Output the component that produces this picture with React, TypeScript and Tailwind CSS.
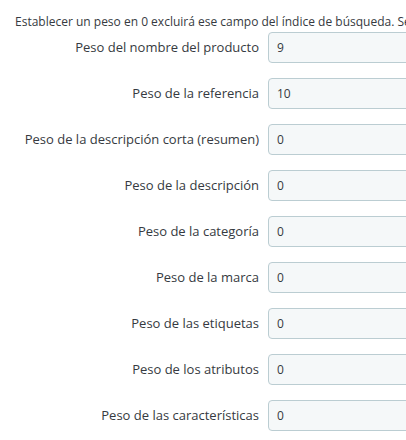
import React from "react";

const rows: [string, string][] = [
  ["Peso del nombre del producto", "9"],
  ["Peso de la referencia", "10"],
  ["Peso de la descripción corta (resumen)", "0"],
  ["Peso de la descripción", "0"],
  ["Peso de la categoría", "0"],
  ["Peso de la marca", "0"],
  ["Peso de las etiquetas", "0"],
  ["Peso de los atributos", "0"],
  ["Peso de las características", "0"],
];

export default function App() {
  return (
    <div
      className="w-[406px] h-[440px] overflow-hidden bg-white text-[12px] text-[#363a41]"
      style={{ fontFamily: '"Open Sans", "Noto Sans", sans-serif' }}
    >
      <div className="w-[600px]">
        <p className="pl-[15px] pt-[13px] leading-[17px] whitespace-nowrap">
          Establecer un peso en 0 excluirá ese campo del índice de búsqueda. Se recomienda usar un peso alto para los campos más importantes.
        </p>
        <div className="flex flex-col gap-[15px] pt-[2px]">
          {rows.map(([label, value]) => (
            <div key={label} className="flex items-center">
              <div className="w-[259px] text-right whitespace-nowrap text-[13px]">{label}</div>
              <div className="ml-[9px] w-[200px] h-[31px] flex items-center px-[8px] bg-[#f5f8f9] border border-[#bbcdd2] rounded-[4px]">
                {value}
              </div>
            </div>
          ))}
        </div>
      </div>
    </div>
  );
}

———

> WRITTEN INSTRUCTION: Exclude the images, then output the data above word for word.

> THE REPLY:
Output the component that produces this picture with React, TypeScript and Tailwind CSS.
import React from "react";

const rows: [string, string][] = [
  ["Peso del nombre del producto", "9"],
  ["Peso de la referencia", "10"],
  ["Peso de la descripción corta (resumen)", "0"],
  ["Peso de la descripción", "0"],
  ["Peso de la categoría", "0"],
  ["Peso de la marca", "0"],
  ["Peso de las etiquetas", "0"],
  ["Peso de los atributos", "0"],
  ["Peso de las características", "0"],
];

export default function App() {
  return (
    <div
      className="w-[406px] h-[440px] overflow-hidden bg-white text-[12px] text-[#363a41]"
      style={{ fontFamily: '"Open Sans", "Noto Sans", sans-serif' }}
    >
      <div className="w-[600px]">
        <p className="pl-[15px] pt-[13px] leading-[17px] whitespace-nowrap">
          Establecer un peso en 0 excluirá ese campo del índice de búsqueda. Se recomienda usar un peso alto para los campos más importantes.
        </p>
        <div className="flex flex-col gap-[15px] pt-[2px]">
          {rows.map(([label, value]) => (
            <div key={label} className="flex items-center">
              <div className="w-[259px] text-right whitespace-nowrap text-[13px]">{label}</div>
              <div className="ml-[9px] w-[200px] h-[31px] flex items-center px-[8px] bg-[#f5f8f9] border border-[#bbcdd2] rounded-[4px]">
                {value}
              </div>
            </div>
          ))}
        </div>
      </div>
    </div>
  );
}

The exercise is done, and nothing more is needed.